| INFORMATION SUPPLIED |
•••••
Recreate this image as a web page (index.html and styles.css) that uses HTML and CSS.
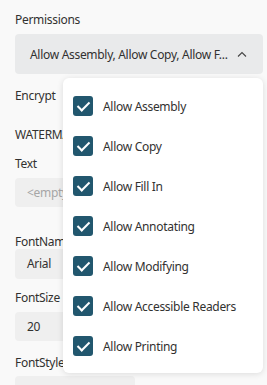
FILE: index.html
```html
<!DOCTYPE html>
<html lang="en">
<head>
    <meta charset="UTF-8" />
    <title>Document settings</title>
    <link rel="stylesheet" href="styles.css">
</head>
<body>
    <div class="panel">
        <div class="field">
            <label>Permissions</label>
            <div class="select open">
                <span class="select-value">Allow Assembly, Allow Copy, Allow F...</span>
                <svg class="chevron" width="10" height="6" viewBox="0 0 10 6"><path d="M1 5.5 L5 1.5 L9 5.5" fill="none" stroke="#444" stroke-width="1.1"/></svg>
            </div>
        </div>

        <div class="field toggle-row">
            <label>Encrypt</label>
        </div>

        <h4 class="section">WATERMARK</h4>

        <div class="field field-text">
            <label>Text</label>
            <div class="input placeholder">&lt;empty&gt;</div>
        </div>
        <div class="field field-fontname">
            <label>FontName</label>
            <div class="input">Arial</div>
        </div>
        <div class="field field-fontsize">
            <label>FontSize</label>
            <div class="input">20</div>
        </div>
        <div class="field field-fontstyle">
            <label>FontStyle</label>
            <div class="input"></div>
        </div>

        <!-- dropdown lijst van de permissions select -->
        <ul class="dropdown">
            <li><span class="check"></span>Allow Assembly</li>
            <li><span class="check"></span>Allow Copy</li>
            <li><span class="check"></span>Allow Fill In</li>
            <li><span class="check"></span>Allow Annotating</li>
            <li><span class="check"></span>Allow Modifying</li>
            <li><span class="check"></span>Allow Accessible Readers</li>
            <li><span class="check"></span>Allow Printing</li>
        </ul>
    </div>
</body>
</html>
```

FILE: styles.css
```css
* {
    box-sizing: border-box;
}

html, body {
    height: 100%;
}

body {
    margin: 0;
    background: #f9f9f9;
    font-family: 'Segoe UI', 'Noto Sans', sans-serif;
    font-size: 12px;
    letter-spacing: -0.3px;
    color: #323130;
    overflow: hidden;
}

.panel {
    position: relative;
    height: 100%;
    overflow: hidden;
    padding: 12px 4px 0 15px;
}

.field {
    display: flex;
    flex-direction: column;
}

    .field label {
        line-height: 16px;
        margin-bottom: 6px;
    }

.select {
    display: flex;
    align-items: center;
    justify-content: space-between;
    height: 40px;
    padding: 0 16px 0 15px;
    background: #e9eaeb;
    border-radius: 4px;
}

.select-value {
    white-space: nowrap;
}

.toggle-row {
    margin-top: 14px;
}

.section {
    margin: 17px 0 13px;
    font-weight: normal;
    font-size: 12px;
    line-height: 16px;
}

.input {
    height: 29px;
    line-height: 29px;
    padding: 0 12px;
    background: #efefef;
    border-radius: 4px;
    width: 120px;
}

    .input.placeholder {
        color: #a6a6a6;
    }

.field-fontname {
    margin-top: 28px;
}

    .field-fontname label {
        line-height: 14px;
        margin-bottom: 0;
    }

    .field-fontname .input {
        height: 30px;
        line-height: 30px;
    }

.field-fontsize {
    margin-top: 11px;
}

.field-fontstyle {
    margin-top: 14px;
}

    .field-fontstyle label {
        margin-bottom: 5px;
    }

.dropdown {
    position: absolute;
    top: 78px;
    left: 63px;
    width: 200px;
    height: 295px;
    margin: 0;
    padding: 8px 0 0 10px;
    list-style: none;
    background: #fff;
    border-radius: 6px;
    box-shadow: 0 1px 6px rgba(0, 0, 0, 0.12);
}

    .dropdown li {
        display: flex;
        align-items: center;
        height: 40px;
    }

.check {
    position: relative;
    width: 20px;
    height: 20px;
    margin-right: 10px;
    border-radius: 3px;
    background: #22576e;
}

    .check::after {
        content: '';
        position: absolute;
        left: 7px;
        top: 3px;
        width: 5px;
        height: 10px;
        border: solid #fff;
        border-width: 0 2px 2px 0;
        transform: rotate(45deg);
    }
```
•••••
Without including any pictures, print all of the material exactly as given.

Recreate this image as a web page (index.html and styles.css) that uses HTML and CSS.
FILE: index.html
```html
<!DOCTYPE html>
<html lang="en">
<head>
    <meta charset="UTF-8" />
    <title>Document settings</title>
    <link rel="stylesheet" href="styles.css">
</head>
<body>
    <div class="panel">
        <div class="field">
            <label>Permissions</label>
            <div class="select open">
                <span class="select-value">Allow Assembly, Allow Copy, Allow F...</span>
                <svg class="chevron" width="10" height="6" viewBox="0 0 10 6"><path d="M1 5.5 L5 1.5 L9 5.5" fill="none" stroke="#444" stroke-width="1.1"/></svg>
            </div>
        </div>

        <div class="field toggle-row">
            <label>Encrypt</label>
        </div>

        <h4 class="section">WATERMARK</h4>

        <div class="field field-text">
            <label>Text</label>
            <div class="input placeholder">&lt;empty&gt;</div>
        </div>
        <div class="field field-fontname">
            <label>FontName</label>
            <div class="input">Arial</div>
        </div>
        <div class="field field-fontsize">
            <label>FontSize</label>
            <div class="input">20</div>
        </div>
        <div class="field field-fontstyle">
            <label>FontStyle</label>
            <div class="input"></div>
        </div>

        <!-- dropdown lijst van de permissions select -->
        <ul class="dropdown">
            <li><span class="check"></span>Allow Assembly</li>
            <li><span class="check"></span>Allow Copy</li>
            <li><span class="check"></span>Allow Fill In</li>
            <li><span class="check"></span>Allow Annotating</li>
            <li><span class="check"></span>Allow Modifying</li>
            <li><span class="check"></span>Allow Accessible Readers</li>
            <li><span class="check"></span>Allow Printing</li>
        </ul>
    </div>
</body>
</html>
```

FILE: styles.css
```css
* {
    box-sizing: border-box;
}

html, body {
    height: 100%;
}

body {
    margin: 0;
    background: #f9f9f9;
    font-family: 'Segoe UI', 'Noto Sans', sans-serif;
    font-size: 12px;
    letter-spacing: -0.3px;
    color: #323130;
    overflow: hidden;
}

.panel {
    position: relative;
    height: 100%;
    overflow: hidden;
    padding: 12px 4px 0 15px;
}

.field {
    display: flex;
    flex-direction: column;
}

    .field label {
        line-height: 16px;
        margin-bottom: 6px;
    }

.select {
    display: flex;
    align-items: center;
    justify-content: space-between;
    height: 40px;
    padding: 0 16px 0 15px;
    background: #e9eaeb;
    border-radius: 4px;
}

.select-value {
    white-space: nowrap;
}

.toggle-row {
    margin-top: 14px;
}

.section {
    margin: 17px 0 13px;
    font-weight: normal;
    font-size: 12px;
    line-height: 16px;
}

.input {
    height: 29px;
    line-height: 29px;
    padding: 0 12px;
    background: #efefef;
    border-radius: 4px;
    width: 120px;
}

    .input.placeholder {
        color: #a6a6a6;
    }

.field-fontname {
    margin-top: 28px;
}

    .field-fontname label {
        line-height: 14px;
        margin-bottom: 0;
    }

    .field-fontname .input {
        height: 30px;
        line-height: 30px;
    }

.field-fontsize {
    margin-top: 11px;
}

.field-fontstyle {
    margin-top: 14px;
}

    .field-fontstyle label {
        margin-bottom: 5px;
    }

.dropdown {
    position: absolute;
    top: 78px;
    left: 63px;
    width: 200px;
    height: 295px;
    margin: 0;
    padding: 8px 0 0 10px;
    list-style: none;
    background: #fff;
    border-radius: 6px;
    box-shadow: 0 1px 6px rgba(0, 0, 0, 0.12);
}

    .dropdown li {
        display: flex;
        align-items: center;
        height: 40px;
    }

.check {
    position: relative;
    width: 20px;
    height: 20px;
    margin-right: 10px;
    border-radius: 3px;
    background: #22576e;
}

    .check::after {
        content: '';
        position: absolute;
        left: 7px;
        top: 3px;
        width: 5px;
        height: 10px;
        border: solid #fff;
        border-width: 0 2px 2px 0;
        transform: rotate(45deg);
    }
```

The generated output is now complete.